- **YOUR TASK**
Give all of the lines again exactly as they read.

- **DATASET EXTRACT**
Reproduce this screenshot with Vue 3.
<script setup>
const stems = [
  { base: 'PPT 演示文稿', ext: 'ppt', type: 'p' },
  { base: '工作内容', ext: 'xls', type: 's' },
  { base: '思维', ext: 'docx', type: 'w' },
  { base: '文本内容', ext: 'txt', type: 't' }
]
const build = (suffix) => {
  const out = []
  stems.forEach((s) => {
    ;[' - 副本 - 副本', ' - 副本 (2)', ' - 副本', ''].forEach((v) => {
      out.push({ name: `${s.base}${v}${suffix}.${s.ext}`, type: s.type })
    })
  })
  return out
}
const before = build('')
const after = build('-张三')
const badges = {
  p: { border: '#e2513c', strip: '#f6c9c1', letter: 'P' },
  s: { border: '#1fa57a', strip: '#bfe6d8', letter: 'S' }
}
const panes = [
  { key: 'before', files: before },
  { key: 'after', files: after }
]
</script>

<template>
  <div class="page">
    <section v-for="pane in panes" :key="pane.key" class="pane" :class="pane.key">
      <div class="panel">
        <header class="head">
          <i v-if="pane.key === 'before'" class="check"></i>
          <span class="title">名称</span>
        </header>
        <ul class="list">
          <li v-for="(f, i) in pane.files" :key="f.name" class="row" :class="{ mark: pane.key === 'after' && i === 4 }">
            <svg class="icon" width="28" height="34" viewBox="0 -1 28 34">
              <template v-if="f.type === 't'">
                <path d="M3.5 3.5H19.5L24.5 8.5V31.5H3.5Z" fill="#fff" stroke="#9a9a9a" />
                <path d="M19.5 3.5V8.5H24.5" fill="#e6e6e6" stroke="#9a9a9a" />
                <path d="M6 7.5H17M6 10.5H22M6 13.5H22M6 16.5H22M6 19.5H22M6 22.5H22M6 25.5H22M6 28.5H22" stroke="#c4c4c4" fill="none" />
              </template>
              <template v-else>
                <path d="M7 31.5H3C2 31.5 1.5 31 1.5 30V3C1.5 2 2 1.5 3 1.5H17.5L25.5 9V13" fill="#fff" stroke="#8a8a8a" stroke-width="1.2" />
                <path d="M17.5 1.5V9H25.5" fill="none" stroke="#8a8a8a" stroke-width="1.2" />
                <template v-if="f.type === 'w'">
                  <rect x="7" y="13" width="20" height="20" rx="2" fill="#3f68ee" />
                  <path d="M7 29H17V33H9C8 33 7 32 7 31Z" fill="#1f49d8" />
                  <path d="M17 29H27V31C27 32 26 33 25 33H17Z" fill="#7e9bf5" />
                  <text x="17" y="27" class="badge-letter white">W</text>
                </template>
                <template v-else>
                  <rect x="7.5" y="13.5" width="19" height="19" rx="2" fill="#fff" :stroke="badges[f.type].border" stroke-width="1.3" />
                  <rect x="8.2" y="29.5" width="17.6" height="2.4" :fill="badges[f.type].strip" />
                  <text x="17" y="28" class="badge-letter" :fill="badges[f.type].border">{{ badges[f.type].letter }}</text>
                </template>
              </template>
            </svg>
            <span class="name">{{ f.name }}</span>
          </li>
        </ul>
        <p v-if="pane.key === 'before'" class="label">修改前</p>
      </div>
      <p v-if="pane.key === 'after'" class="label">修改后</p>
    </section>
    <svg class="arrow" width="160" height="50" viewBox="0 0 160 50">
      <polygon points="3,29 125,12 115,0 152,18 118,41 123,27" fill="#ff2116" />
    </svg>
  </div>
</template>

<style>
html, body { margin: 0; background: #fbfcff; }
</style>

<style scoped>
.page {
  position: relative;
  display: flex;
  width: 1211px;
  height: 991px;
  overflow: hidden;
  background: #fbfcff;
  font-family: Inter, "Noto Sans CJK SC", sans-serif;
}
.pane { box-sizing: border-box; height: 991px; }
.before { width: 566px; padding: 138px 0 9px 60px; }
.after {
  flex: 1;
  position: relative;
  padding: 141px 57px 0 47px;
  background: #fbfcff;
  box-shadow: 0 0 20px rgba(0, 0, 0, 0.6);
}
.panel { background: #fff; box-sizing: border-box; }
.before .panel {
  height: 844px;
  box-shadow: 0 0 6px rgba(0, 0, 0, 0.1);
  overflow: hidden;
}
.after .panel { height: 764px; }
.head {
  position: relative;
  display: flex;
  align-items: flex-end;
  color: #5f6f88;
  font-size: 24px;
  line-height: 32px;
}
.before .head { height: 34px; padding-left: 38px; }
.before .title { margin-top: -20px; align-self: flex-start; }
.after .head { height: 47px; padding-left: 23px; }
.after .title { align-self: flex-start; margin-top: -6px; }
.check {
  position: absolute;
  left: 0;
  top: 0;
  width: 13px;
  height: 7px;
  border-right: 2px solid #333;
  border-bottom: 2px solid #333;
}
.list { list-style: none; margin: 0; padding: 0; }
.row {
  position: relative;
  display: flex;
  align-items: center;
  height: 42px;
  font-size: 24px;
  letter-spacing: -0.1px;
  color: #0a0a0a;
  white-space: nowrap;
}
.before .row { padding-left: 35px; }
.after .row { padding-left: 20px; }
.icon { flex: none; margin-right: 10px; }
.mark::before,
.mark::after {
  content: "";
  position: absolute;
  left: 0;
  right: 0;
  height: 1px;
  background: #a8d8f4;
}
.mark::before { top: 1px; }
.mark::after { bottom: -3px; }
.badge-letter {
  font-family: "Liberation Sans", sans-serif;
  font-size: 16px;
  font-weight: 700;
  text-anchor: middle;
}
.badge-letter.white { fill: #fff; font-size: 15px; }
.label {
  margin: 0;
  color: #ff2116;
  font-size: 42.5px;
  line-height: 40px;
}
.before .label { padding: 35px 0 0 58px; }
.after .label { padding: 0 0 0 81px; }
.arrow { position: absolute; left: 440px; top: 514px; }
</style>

- **RESULT FOR THIS EXERCISE**
Reproduce this screenshot with Vue 3.
<script setup>
const stems = [
  { base: 'PPT 演示文稿', ext: 'ppt', type: 'p' },
  { base: '工作内容', ext: 'xls', type: 's' },
  { base: '思维', ext: 'docx', type: 'w' },
  { base: '文本内容', ext: 'txt', type: 't' }
]
const build = (suffix) => {
  const out = []
  stems.forEach((s) => {
    ;[' - 副本 - 副本', ' - 副本 (2)', ' - 副本', ''].forEach((v) => {
      out.push({ name: `${s.base}${v}${suffix}.${s.ext}`, type: s.type })
    })
  })
  return out
}
const before = build('')
const after = build('-张三')
const badges = {
  p: { border: '#e2513c', strip: '#f6c9c1', letter: 'P' },
  s: { border: '#1fa57a', strip: '#bfe6d8', letter: 'S' }
}
const panes = [
  { key: 'before', files: before },
  { key: 'after', files: after }
]
</script>

<template>
  <div class="page">
    <section v-for="pane in panes" :key="pane.key" class="pane" :class="pane.key">
      <div class="panel">
        <header class="head">
          <i v-if="pane.key === 'before'" class="check"></i>
          <span class="title">名称</span>
        </header>
        <ul class="list">
          <li v-for="(f, i) in pane.files" :key="f.name" class="row" :class="{ mark: pane.key === 'after' && i === 4 }">
            <svg class="icon" width="28" height="34" viewBox="0 -1 28 34">
              <template v-if="f.type === 't'">
                <path d="M3.5 3.5H19.5L24.5 8.5V31.5H3.5Z" fill="#fff" stroke="#9a9a9a" />
                <path d="M19.5 3.5V8.5H24.5" fill="#e6e6e6" stroke="#9a9a9a" />
                <path d="M6 7.5H17M6 10.5H22M6 13.5H22M6 16.5H22M6 19.5H22M6 22.5H22M6 25.5H22M6 28.5H22" stroke="#c4c4c4" fill="none" />
              </template>
              <template v-else>
                <path d="M7 31.5H3C2 31.5 1.5 31 1.5 30V3C1.5 2 2 1.5 3 1.5H17.5L25.5 9V13" fill="#fff" stroke="#8a8a8a" stroke-width="1.2" />
                <path d="M17.5 1.5V9H25.5" fill="none" stroke="#8a8a8a" stroke-width="1.2" />
                <template v-if="f.type === 'w'">
                  <rect x="7" y="13" width="20" height="20" rx="2" fill="#3f68ee" />
                  <path d="M7 29H17V33H9C8 33 7 32 7 31Z" fill="#1f49d8" />
                  <path d="M17 29H27V31C27 32 26 33 25 33H17Z" fill="#7e9bf5" />
                  <text x="17" y="27" class="badge-letter white">W</text>
                </template>
                <template v-else>
                  <rect x="7.5" y="13.5" width="19" height="19" rx="2" fill="#fff" :stroke="badges[f.type].border" stroke-width="1.3" />
                  <rect x="8.2" y="29.5" width="17.6" height="2.4" :fill="badges[f.type].strip" />
                  <text x="17" y="28" class="badge-letter" :fill="badges[f.type].border">{{ badges[f.type].letter }}</text>
                </template>
              </template>
            </svg>
            <span class="name">{{ f.name }}</span>
          </li>
        </ul>
        <p v-if="pane.key === 'before'" class="label">修改前</p>
      </div>
      <p v-if="pane.key === 'after'" class="label">修改后</p>
    </section>
    <svg class="arrow" width="160" height="50" viewBox="0 0 160 50">
      <polygon points="3,29 125,12 115,0 152,18 118,41 123,27" fill="#ff2116" />
    </svg>
  </div>
</template>

<style>
html, body { margin: 0; background: #fbfcff; }
</style>

<style scoped>
.page {
  position: relative;
  display: flex;
  width: 1211px;
  height: 991px;
  overflow: hidden;
  background: #fbfcff;
  font-family: Inter, "Noto Sans CJK SC", sans-serif;
}
.pane { box-sizing: border-box; height: 991px; }
.before { width: 566px; padding: 138px 0 9px 60px; }
.after {
  flex: 1;
  position: relative;
  padding: 141px 57px 0 47px;
  background: #fbfcff;
  box-shadow: 0 0 20px rgba(0, 0, 0, 0.6);
}
.panel { background: #fff; box-sizing: border-box; }
.before .panel {
  height: 844px;
  box-shadow: 0 0 6px rgba(0, 0, 0, 0.1);
  overflow: hidden;
}
.after .panel { height: 764px; }
.head {
  position: relative;
  display: flex;
  align-items: flex-end;
  color: #5f6f88;
  font-size: 24px;
  line-height: 32px;
}
.before .head { height: 34px; padding-left: 38px; }
.before .title { margin-top: -20px; align-self: flex-start; }
.after .head { height: 47px; padding-left: 23px; }
.after .title { align-self: flex-start; margin-top: -6px; }
.check {
  position: absolute;
  left: 0;
  top: 0;
  width: 13px;
  height: 7px;
  border-right: 2px solid #333;
  border-bottom: 2px solid #333;
}
.list { list-style: none; margin: 0; padding: 0; }
.row {
  position: relative;
  display: flex;
  align-items: center;
  height: 42px;
  font-size: 24px;
  letter-spacing: -0.1px;
  color: #0a0a0a;
  white-space: nowrap;
}
.before .row { padding-left: 35px; }
.after .row { padding-left: 20px; }
.icon { flex: none; margin-right: 10px; }
.mark::before,
.mark::after {
  content: "";
  position: absolute;
  left: 0;
  right: 0;
  height: 1px;
  background: #a8d8f4;
}
.mark::before { top: 1px; }
.mark::after { bottom: -3px; }
.badge-letter {
  font-family: "Liberation Sans", sans-serif;
  font-size: 16px;
  font-weight: 700;
  text-anchor: middle;
}
.badge-letter.white { fill: #fff; font-size: 15px; }
.label {
  margin: 0;
  color: #ff2116;
  font-size: 42.5px;
  line-height: 40px;
}
.before .label { padding: 35px 0 0 58px; }
.after .label { padding: 0 0 0 81px; }
.arrow { position: absolute; left: 440px; top: 514px; }
</style>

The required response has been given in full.